**DATA SEGMENT:**
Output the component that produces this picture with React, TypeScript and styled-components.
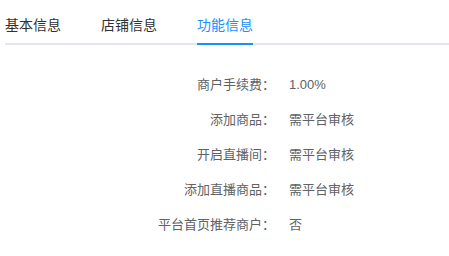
import React, { useState } from "react";
import styled, { createGlobalStyle } from "styled-components";

const GlobalStyle = createGlobalStyle`
  html, body {
    margin: 0;
    padding: 0;
    background: #fff;
  }
  body {
    font-family: "Liberation Sans", "Noto Sans CJK SC", sans-serif;
  }
`;

const Page = styled.div`
  padding: 3px 0 0 5px;
`;

const TabBar = styled.div`
  display: flex;
  height: 40px;
  border-bottom: 2px solid #e4e7ed;
`;

const Tab = styled.div<{ $active?: boolean }>`
  box-sizing: border-box;
  height: 42px;
  padding-top: 4px;
  line-height: 36px;
  margin-right: 40px;
  font-size: 14px;
  color: ${({ $active }) => ($active ? "#1890ff" : "#303133")};
  border-bottom: 2px solid ${({ $active }) => ($active ? "#1890ff" : "transparent")};
  cursor: pointer;
`;

const InfoList = styled.div`
  margin-top: 22px;
  display: flex;
  flex-direction: column;
`;

const Row = styled.div`
  display: flex;
  height: 35px;
  line-height: 35px;
  font-size: 13px;
  color: #606266;
`;

const Label = styled.div`
  width: 270px;
  text-align: right;
`;

const Value = styled.div`
  margin-left: 14px;
`;

const tabs = ["基本信息", "店铺信息", "功能信息"];

const rows = [
  { label: "商户手续费：", value: "1.00%" },
  { label: "添加商品：", value: "需平台审核" },
  { label: "开启直播间：", value: "需平台审核" },
  { label: "添加直播商品：", value: "需平台审核" },
  { label: "平台首页推荐商户：", value: "否" },
];

const App = () => {
  const [active, setActive] = useState(2);

  return (
    <Page>
      <GlobalStyle />
      <TabBar>
        {tabs.map((t, i) => (
          <Tab key={t} $active={i === active} onClick={() => setActive(i)}>
            {t}
          </Tab>
        ))}
      </TabBar>
      <InfoList>
        {rows.map((r) => (
          <Row key={r.label}>
            <Label>{r.label}</Label>
            <Value>{r.value}</Value>
          </Row>
        ))}
      </InfoList>
    </Page>
  );
};

export default App;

**TASK DETAILS:**
Collect the lines of the data that carry the word "React".

**SOLUTION TO THIS TASK:**
Output the component that produces this picture with React, TypeScript and styled-components.
import React, { useState } from "react";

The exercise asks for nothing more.